“We are not altogether on anybody’s side”
OK, so apparently the Dad on the Duck show is in trouble. Or at least he was the week of Christmas. I was driving to Arkansas or packing from Arkansas or wrapping for Arkansas and so I’ll admit I missed the hoopla.
I did, however, see on Facebook a post calling duck-dad a bigot.
Is that different from being called a racist??
The night before, I was desperate for a few more minutes of Christmas-packing-preparation so when Coulter asked if he could watch the Duck show, I said sure.
The next day, driving South, he bragged on me for letting him watch .
I stumbled and stammered.
“Yeah, about that.

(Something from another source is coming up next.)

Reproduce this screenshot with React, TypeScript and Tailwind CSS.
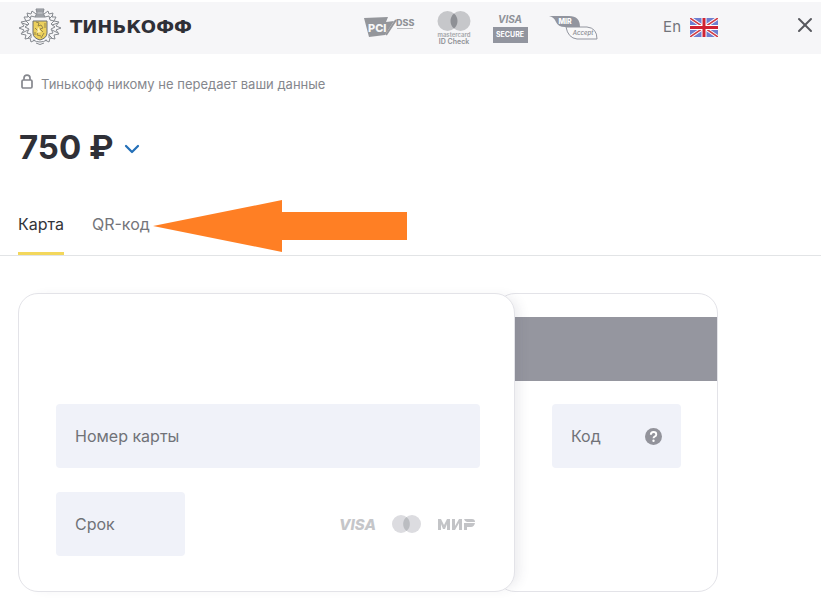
import { useState } from "react";
import { ChevronDown, X } from "lucide-react";

type Tab = "card" | "qr";

const TABS: { id: Tab; label: string }[] = [
  { id: "card", label: "Карта" },
  { id: "qr", label: "QR-код" },
];

// Half of the wreath, mirrored for the other side
function Wreath() {
  return (
    <g>
      <path d="M17 6 L13 3 L12 6 L8 5 L9 9 L5 9 L7 13 L2 14 L5 18 L0 20 L5 22 L2 26 L7 27 L6 31 L11 30 L12 34 L16 32" />
      <path d="M16 9 L12 8 L11 12 L7 13 L10 16 L6 19 L10 21 L8 25 L12 26 L12 30" />
      <path d="M8 7 L12 11 M3 15 L9 17 M3 25 L9 22 M8 31 L12 27" />
    </g>
  );
}

function Crest() {
  return (
    <svg viewBox="0 0 42 38" className="w-[42px] h-[38px]" fill="none" stroke="#85898f" strokeWidth="1" aria-hidden="true">
      <Wreath />
      <g transform="translate(42 0) scale(-1 1)">
        <Wreath />
      </g>
      <path d="M17 1 H25 L24 5 L26 9 H16 L18 5 Z" fill="#b4b7bc" />
      <path d="M18 3 H24 M17 7 H25" />
      <path d="M14 13 H28 V25 Q28 30 21 32 Q14 30 14 25 Z" fill="#ecd05c" stroke="#6a6d70" />
      <path d="M17 14 L20 15 L19 18 L22 17 L24 20 L21 21 L24 24 M16 20 L19 23 L18 27 L22 28 M26 15 V20 M16 24 V27 M25 25 L22 30" stroke="#97874a" />
      <path d="M19 19 L22 24 L18 25 Z" fill="#fff3b8" stroke="none" />
      <path d="M14 32 Q21 36 28 32 M17 35 Q21 38 25 35" />
    </svg>
  );
}

function PciDss() {
  return (
    <svg viewBox="0 0 52 24" className="w-[52px] h-6" role="img" aria-label="PCI DSS">
      <path d="M0 3 L24 2 L22 7 L30 6 L21 20 L5 22 Z" fill="#94969b" />
      <text x="4" y="17" fontSize="11" fontWeight="800" fill="#f6f6f7">PCI</text>
      <path d="M22 20 L32 5" stroke="#94969b" strokeWidth="2" />
      <text x="32" y="11" fontSize="9" fontWeight="800" fill="#8f9196">DSS</text>
      <path d="M33 13.5 H49" stroke="#b9babd" strokeWidth="1" />
    </svg>
  );
}

function IdCheck() {
  return (
    <svg viewBox="0 0 34 36" className="w-[34px] h-9" role="img" aria-label="mastercard ID Check">
      <circle cx="10.5" cy="12" r="10" fill="#c6c7ca" />
      <circle cx="23.5" cy="12" r="10" fill="#c6c7ca" />
      <path d="M17 4.4 A10 10 0 0 1 17 19.6 A10 10 0 0 1 17 4.4" fill="#8e9095" />
      <text x="17" y="28" fontSize="6" fontWeight="600" textAnchor="middle" fill="#a3a5a9">mastercard</text>
      <text x="17" y="35" fontSize="7" fontWeight="600" textAnchor="middle" fill="#8f9196">ID Check</text>
    </svg>
  );
}

function VisaSecure() {
  return (
    <svg viewBox="0 0 36 32" className="w-9 h-8" role="img" aria-label="Visa Secure">
      <text x="18" y="12" fontSize="10" fontWeight="700" fontStyle="italic" textAnchor="middle" fill="#8f9299">VISA</text>
      <rect x="1" y="16" width="35" height="16" fill="#92959f" />
      <text x="18" y="26" fontSize="7" fontWeight="700" textAnchor="middle" fill="#fff">SECURE</text>
    </svg>
  );
}

function MirAccept() {
  return (
    <svg viewBox="0 0 50 26" className="w-[50px] h-[26px]" role="img" aria-label="MIR Accept">
      <path d="M0 2 H20 Q31 2 31 13 H16 Q9 13 7 8 Q5 3 0 2 Z" fill="#92959f" />
      <path d="M17 13 H38 Q48 14 48 25 H28 Q19 24 17 13 Z" fill="#f8f8f9" stroke="#92959f" strokeWidth="1" />
      <text x="16" y="10" fontSize="7" fontWeight="800" textAnchor="middle" fill="#fff">MIR</text>
      <text x="34" y="21" fontSize="6" fontWeight="500" fontStyle="italic" textAnchor="middle" fill="#85888f">Accept</text>
    </svg>
  );
}

function UkFlag() {
  return (
    <svg viewBox="0 0 28 19" className="w-7 h-[19px]" aria-hidden="true">
      <path d="M0 0 H28 V19 H0 Z" fill="#6f7fd0" />
      <path d="M0 0 L28 19 M28 0 L0 19" stroke="#fff" strokeWidth="3.5" />
      <path d="M0 0 L28 19 M28 0 L0 19" stroke="#d03b45" strokeWidth="1.5" />
      <path d="M14 0 V19 M0 9.5 H28" stroke="#fff" strokeWidth="5" />
      <path d="M14 0 V19 M0 9.5 H28" stroke="#cf2233" strokeWidth="3" />
    </svg>
  );
}

function PaymentMarks() {
  return (
    <svg viewBox="0 0 140 20" className="w-[140px] h-5 mr-[3px]" role="img" aria-label="Visa, Mastercard, Мир">
      <text x="2" y="16" fontSize="15" fontWeight="800" fontStyle="italic" fill="#c5c6c9">VISA</text>
      <circle cx="64" cy="10" r="9" fill="#dcdce0" />
      <circle cx="75" cy="10" r="9" fill="#dcdce0" />
      <path d="M69.5 3 A9 9 0 0 1 69.5 17 A9 9 0 0 1 69.5 3" fill="#bbbdc1" />
      <g fill="#c3c4c7">
        <path d="M101 16 V5 H104 L107 11 L110 5 H113 V16 H110 V10 L108 15 H106 L104 10 V16 Z" />
        <path d="M115 16 V5 H118 V12 L122 5 H125 V16 H122 V9 L118 16 Z" />
        <path d="M127 9 H138 Q137 13 134 13 H130 V16 H127 Z M127 5 H135 Q138 5 138 8 H130 Q128 8 127 5 Z" />
      </g>
    </svg>
  );
}

export default function App() {
  const [tab, setTab] = useState<Tab>("card");

  return (
    <div className="bg-white pt-[2px] pb-2 font-['Inter','Liberation_Sans',sans-serif] text-[#2f3037]">
      <header className="flex items-center h-[52px] pl-[19px] pr-1 pb-[2px] bg-[#f6f6f8]">
        <div className="flex items-center gap-[9px]">
          <Crest />
          <span className="font-['DejaVu_Sans',sans-serif] text-lg leading-6 font-bold">ТИНЬКОФФ</span>
        </div>

        <div className="flex items-center gap-[21px] ml-auto">
          <PciDss />
          <IdCheck />
          <VisaSecure />
          <MirAccept />
        </div>

        <button className="flex items-center gap-[9px] ml-16 text-[15px] text-[#72747b]">
          En
          <UkFlag />
        </button>
        <button className="ml-[75px] pb-1" aria-label="Закрыть">
          <X className="size-6 text-[#56575d]" strokeWidth={2} />
        </button>
      </header>

      <main>
        <p className="flex items-center gap-[7px] mt-5 px-5 text-[13px] leading-5 text-[#85878d]">
          <svg viewBox="0 0 14 16" className="w-[14px] h-4 mb-1" fill="none" stroke="#85878d" strokeWidth="1.7" aria-hidden="true">
            <rect x="2" y="6" width="10" height="8" rx="1.2" />
            <path d="M4 6 V4 Q4 1.2 7 1.2 Q10 1.2 10 4 V6" />
          </svg>
          Тинькофф никому не передает ваши данные
        </p>

        <button className="flex items-center gap-[6px] mt-[33px] ml-[19px] text-[33px] leading-10 font-bold">
          750 ₽
          <ChevronDown className="size-6 mt-[3px] text-[#2470b8]" strokeWidth={2.25} />
        </button>

        <div className="relative flex gap-7 mt-[45px] pl-[18px] border-b border-[#e2e4e6]" role="tablist">
          {TABS.map(t => (
            <button
              key={t.id}
              role="tab"
              aria-selected={tab === t.id}
              onClick={() => setTab(t.id)}
              className={`h-[43px] pb-4 text-base leading-6 border-b-[3px] ${
                tab === t.id
                  ? "border-[#f3d75c] text-[#333439]"
                  : "border-transparent text-[#74757a]"
              }`}
            >
              {t.label}
            </button>
          ))}

          {/* Pointer at the QR tab */}
          <svg viewBox="0 0 255 54" className="absolute left-[153px] -top-3 w-[255px] h-[54px]" aria-hidden="true">
            <path d="M0 26 L129 0 V12 H254 V40 H129 V52 Z" fill="#ff7f24" />
          </svg>
        </div>

        <form className="flex max-w-[718px] mt-[37px] pl-[18px]">
          {/* Front side */}
          <div className="relative z-10 flex-1 min-w-0 h-[299px] pl-[37px] pr-[34px] pt-[110px] bg-white border border-[#e3e3e8] rounded-[20px] shadow-[8px_0_12px_-4px_rgba(60,60,90,0.10)]">
            <label className="flex items-center gap-3 h-16 px-[19px] bg-[#f0f2f9] rounded-sm text-base leading-6 text-[#707278]">
              Номер карты
              <input className="flex-1 min-w-0 bg-transparent outline-none" inputMode="numeric" autoComplete="cc-number" />
            </label>
            <div className="flex items-center justify-between mt-6">
              <label className="flex items-center gap-3 w-[129px] h-16 px-[19px] bg-[#f0f2f9] rounded-sm text-base leading-6 text-[#707278]">
                Срок
                <input className="flex-1 min-w-0 bg-transparent outline-none" inputMode="numeric" autoComplete="cc-exp" />
              </label>
              <PaymentMarks />
            </div>
          </div>

          {/* Back side */}
          <div className="w-[223px] h-[299px] -ml-5 pt-[23px] border border-[#e3e3e8] rounded-[20px]">
            <div className="h-16 bg-[#95969f]" />
            <div className="flex items-center w-[129px] h-16 mt-[23px] ml-[56px] px-[19px] bg-[#f0f2f9] rounded-sm">
              <label className="flex flex-1 items-center gap-2 min-w-0 text-base leading-6 text-[#707278]">
                Код
                <input className="flex-1 min-w-0 bg-transparent outline-none" inputMode="numeric" autoComplete="cc-csc" />
              </label>
              <button type="button" aria-label="Что такое код?">
                <svg viewBox="0 0 16 16" className="size-[17px]" fill="none" aria-hidden="true">
                  <circle cx="8" cy="8" r="8" fill="#92939b" />
                  <path d="M5.5 6.3 Q5.5 3.8 8 3.8 Q10.6 3.8 10.6 6 Q10.6 7.2 9.3 7.9 Q8 8.5 8 9.7" stroke="#fff" strokeWidth="1.8" />
                  <circle cx="8" cy="12" r="1.1" fill="#fff" />
                </svg>
              </button>
            </div>
          </div>
        </form>
      </main>
    </div>
  );
}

We may need to quit watching. I think maybe some guy named Phil—is there a Phil from that show?”
Yes. Coulter says.
“OK, well I think maybe he said something unkind about black people.”
This would be a good time to tell you that my $125 cable bill is basically a donation—my strange way of supporting the local economy except that my bill is mailed to somewhere out of state so I guess it’s not local after all.
And I’m trying to figure out Netflix.
Except I need the internet.
And I’m worried about the spring when Dancing with the Stars comes back on.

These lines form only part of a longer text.